**TASK TO CARRY OUT**
Leave out the pictures and copy everything else below exactly.

**RAW DATA**
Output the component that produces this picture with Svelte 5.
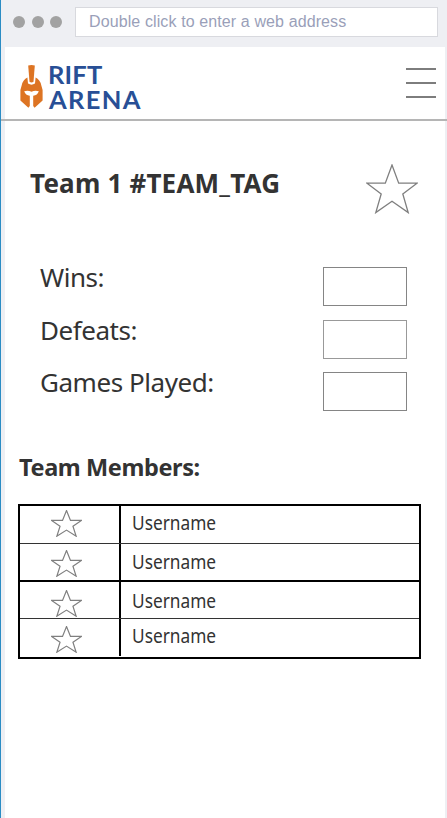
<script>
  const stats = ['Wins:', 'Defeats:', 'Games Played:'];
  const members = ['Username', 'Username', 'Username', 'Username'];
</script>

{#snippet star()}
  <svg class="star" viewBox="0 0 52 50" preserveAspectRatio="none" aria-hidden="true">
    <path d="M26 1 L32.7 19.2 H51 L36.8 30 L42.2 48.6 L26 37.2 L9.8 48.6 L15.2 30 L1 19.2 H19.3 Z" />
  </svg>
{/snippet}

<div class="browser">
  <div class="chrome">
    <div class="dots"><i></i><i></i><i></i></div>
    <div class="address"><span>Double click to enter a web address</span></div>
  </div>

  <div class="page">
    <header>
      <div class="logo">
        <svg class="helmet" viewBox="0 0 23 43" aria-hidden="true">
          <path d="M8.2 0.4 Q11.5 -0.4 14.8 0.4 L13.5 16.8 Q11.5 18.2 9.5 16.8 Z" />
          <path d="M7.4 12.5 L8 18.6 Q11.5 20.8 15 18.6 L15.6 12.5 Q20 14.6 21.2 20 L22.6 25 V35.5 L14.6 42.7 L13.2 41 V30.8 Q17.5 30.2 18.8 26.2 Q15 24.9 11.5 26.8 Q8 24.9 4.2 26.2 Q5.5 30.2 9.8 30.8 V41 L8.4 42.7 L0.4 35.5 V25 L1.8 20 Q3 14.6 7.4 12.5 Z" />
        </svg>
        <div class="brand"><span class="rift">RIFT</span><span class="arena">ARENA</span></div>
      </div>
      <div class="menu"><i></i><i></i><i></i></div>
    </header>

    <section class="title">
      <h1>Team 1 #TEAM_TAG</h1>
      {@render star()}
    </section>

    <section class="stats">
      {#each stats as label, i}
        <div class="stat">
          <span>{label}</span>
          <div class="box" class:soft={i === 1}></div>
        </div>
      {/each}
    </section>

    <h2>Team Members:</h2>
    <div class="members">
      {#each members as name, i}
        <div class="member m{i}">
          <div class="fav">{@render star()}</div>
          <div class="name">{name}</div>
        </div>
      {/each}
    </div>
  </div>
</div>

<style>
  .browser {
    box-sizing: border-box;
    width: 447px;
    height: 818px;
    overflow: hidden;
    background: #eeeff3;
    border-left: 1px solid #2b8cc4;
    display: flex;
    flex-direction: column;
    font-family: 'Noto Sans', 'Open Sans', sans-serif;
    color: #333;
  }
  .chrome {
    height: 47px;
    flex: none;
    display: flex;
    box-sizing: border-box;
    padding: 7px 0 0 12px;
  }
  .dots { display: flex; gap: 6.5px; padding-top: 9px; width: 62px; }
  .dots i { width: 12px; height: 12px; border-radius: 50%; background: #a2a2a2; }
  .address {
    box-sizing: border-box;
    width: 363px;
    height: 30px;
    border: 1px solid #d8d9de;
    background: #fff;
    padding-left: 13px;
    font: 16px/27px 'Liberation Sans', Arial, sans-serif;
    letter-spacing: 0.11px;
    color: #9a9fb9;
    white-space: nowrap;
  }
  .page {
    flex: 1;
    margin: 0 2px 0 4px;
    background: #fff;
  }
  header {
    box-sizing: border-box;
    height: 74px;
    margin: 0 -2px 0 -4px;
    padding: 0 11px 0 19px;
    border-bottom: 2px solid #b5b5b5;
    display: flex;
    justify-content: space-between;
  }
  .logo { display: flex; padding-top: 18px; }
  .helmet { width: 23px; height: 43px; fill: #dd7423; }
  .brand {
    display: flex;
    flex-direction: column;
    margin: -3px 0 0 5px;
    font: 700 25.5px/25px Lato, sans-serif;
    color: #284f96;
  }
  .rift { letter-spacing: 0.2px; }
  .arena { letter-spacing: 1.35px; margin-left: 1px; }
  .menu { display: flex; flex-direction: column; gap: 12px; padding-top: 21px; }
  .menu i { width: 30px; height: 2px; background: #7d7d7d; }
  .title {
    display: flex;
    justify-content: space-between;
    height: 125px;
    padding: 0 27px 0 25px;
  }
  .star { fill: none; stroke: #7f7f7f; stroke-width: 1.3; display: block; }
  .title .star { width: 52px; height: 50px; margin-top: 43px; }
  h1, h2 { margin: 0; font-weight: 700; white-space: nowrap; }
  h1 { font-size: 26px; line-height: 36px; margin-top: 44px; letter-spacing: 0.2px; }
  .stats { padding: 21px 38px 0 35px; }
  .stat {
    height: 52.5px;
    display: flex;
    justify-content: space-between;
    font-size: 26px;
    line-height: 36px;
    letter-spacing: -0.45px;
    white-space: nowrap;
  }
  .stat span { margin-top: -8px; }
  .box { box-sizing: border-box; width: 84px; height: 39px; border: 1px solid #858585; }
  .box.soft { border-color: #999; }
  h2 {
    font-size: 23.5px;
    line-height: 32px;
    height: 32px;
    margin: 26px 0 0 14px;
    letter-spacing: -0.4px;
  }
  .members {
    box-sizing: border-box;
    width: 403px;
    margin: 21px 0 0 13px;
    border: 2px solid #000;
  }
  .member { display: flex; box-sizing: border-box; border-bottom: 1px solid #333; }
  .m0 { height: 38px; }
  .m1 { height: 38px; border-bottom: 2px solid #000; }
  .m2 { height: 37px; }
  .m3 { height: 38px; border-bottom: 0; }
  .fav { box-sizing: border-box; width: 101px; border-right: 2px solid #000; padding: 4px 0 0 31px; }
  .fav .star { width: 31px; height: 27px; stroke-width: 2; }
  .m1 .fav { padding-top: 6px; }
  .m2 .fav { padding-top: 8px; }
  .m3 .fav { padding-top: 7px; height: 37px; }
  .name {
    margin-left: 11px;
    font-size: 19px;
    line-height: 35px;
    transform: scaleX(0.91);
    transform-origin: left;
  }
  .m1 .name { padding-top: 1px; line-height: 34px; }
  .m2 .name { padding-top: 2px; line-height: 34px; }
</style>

**WRITTEN RESPONSE**
Output the component that produces this picture with Svelte 5.
<script>
  const stats = ['Wins:', 'Defeats:', 'Games Played:'];
  const members = ['Username', 'Username', 'Username', 'Username'];
</script>

{#snippet star()}
  <svg class="star" viewBox="0 0 52 50" preserveAspectRatio="none" aria-hidden="true">
    <path d="M26 1 L32.7 19.2 H51 L36.8 30 L42.2 48.6 L26 37.2 L9.8 48.6 L15.2 30 L1 19.2 H19.3 Z" />
  </svg>
{/snippet}

<div class="browser">
  <div class="chrome">
    <div class="dots"><i></i><i></i><i></i></div>
    <div class="address"><span>Double click to enter a web address</span></div>
  </div>

  <div class="page">
    <header>
      <div class="logo">
        <svg class="helmet" viewBox="0 0 23 43" aria-hidden="true">
          <path d="M8.2 0.4 Q11.5 -0.4 14.8 0.4 L13.5 16.8 Q11.5 18.2 9.5 16.8 Z" />
          <path d="M7.4 12.5 L8 18.6 Q11.5 20.8 15 18.6 L15.6 12.5 Q20 14.6 21.2 20 L22.6 25 V35.5 L14.6 42.7 L13.2 41 V30.8 Q17.5 30.2 18.8 26.2 Q15 24.9 11.5 26.8 Q8 24.9 4.2 26.2 Q5.5 30.2 9.8 30.8 V41 L8.4 42.7 L0.4 35.5 V25 L1.8 20 Q3 14.6 7.4 12.5 Z" />
        </svg>
        <div class="brand"><span class="rift">RIFT</span><span class="arena">ARENA</span></div>
      </div>
      <div class="menu"><i></i><i></i><i></i></div>
    </header>

    <section class="title">
      <h1>Team 1 #TEAM_TAG</h1>
      {@render star()}
    </section>

    <section class="stats">
      {#each stats as label, i}
        <div class="stat">
          <span>{label}</span>
          <div class="box" class:soft={i === 1}></div>
        </div>
      {/each}
    </section>

    <h2>Team Members:</h2>
    <div class="members">
      {#each members as name, i}
        <div class="member m{i}">
          <div class="fav">{@render star()}</div>
          <div class="name">{name}</div>
        </div>
      {/each}
    </div>
  </div>
</div>

<style>
  .browser {
    box-sizing: border-box;
    width: 447px;
    height: 818px;
    overflow: hidden;
    background: #eeeff3;
    border-left: 1px solid #2b8cc4;
    display: flex;
    flex-direction: column;
    font-family: 'Noto Sans', 'Open Sans', sans-serif;
    color: #333;
  }
  .chrome {
    height: 47px;
    flex: none;
    display: flex;
    box-sizing: border-box;
    padding: 7px 0 0 12px;
  }
  .dots { display: flex; gap: 6.5px; padding-top: 9px; width: 62px; }
  .dots i { width: 12px; height: 12px; border-radius: 50%; background: #a2a2a2; }
  .address {
    box-sizing: border-box;
    width: 363px;
    height: 30px;
    border: 1px solid #d8d9de;
    background: #fff;
    padding-left: 13px;
    font: 16px/27px 'Liberation Sans', Arial, sans-serif;
    letter-spacing: 0.11px;
    color: #9a9fb9;
    white-space: nowrap;
  }
  .page {
    flex: 1;
    margin: 0 2px 0 4px;
    background: #fff;
  }
  header {
    box-sizing: border-box;
    height: 74px;
    margin: 0 -2px 0 -4px;
    padding: 0 11px 0 19px;
    border-bottom: 2px solid #b5b5b5;
    display: flex;
    justify-content: space-between;
  }
  .logo { display: flex; padding-top: 18px; }
  .helmet { width: 23px; height: 43px; fill: #dd7423; }
  .brand {
    display: flex;
    flex-direction: column;
    margin: -3px 0 0 5px;
    font: 700 25.5px/25px Lato, sans-serif;
    color: #284f96;
  }
  .rift { letter-spacing: 0.2px; }
  .arena { letter-spacing: 1.35px; margin-left: 1px; }
  .menu { display: flex; flex-direction: column; gap: 12px; padding-top: 21px; }
  .menu i { width: 30px; height: 2px; background: #7d7d7d; }
  .title {
    display: flex;
    justify-content: space-between;
    height: 125px;
    padding: 0 27px 0 25px;
  }
  .star { fill: none; stroke: #7f7f7f; stroke-width: 1.3; display: block; }
  .title .star { width: 52px; height: 50px; margin-top: 43px; }
  h1, h2 { margin: 0; font-weight: 700; white-space: nowrap; }
  h1 { font-size: 26px; line-height: 36px; margin-top: 44px; letter-spacing: 0.2px; }
  .stats { padding: 21px 38px 0 35px; }
  .stat {
    height: 52.5px;
    display: flex;
    justify-content: space-between;
    font-size: 26px;
    line-height: 36px;
    letter-spacing: -0.45px;
    white-space: nowrap;
  }
  .stat span { margin-top: -8px; }
  .box { box-sizing: border-box; width: 84px; height: 39px; border: 1px solid #858585; }
  .box.soft { border-color: #999; }
  h2 {
    font-size: 23.5px;
    line-height: 32px;
    height: 32px;
    margin: 26px 0 0 14px;
    letter-spacing: -0.4px;
  }
  .members {
    box-sizing: border-box;
    width: 403px;
    margin: 21px 0 0 13px;
    border: 2px solid #000;
  }
  .member { display: flex; box-sizing: border-box; border-bottom: 1px solid #333; }
  .m0 { height: 38px; }
  .m1 { height: 38px; border-bottom: 2px solid #000; }
  .m2 { height: 37px; }
  .m3 { height: 38px; border-bottom: 0; }
  .fav { box-sizing: border-box; width: 101px; border-right: 2px solid #000; padding: 4px 0 0 31px; }
  .fav .star { width: 31px; height: 27px; stroke-width: 2; }
  .m1 .fav { padding-top: 6px; }
  .m2 .fav { padding-top: 8px; }
  .m3 .fav { padding-top: 7px; height: 37px; }
  .name {
    margin-left: 11px;
    font-size: 19px;
    line-height: 35px;
    transform: scaleX(0.91);
    transform-origin: left;
  }
  .m1 .name { padding-top: 1px; line-height: 34px; }
  .m2 .name { padding-top: 2px; line-height: 34px; }
</style>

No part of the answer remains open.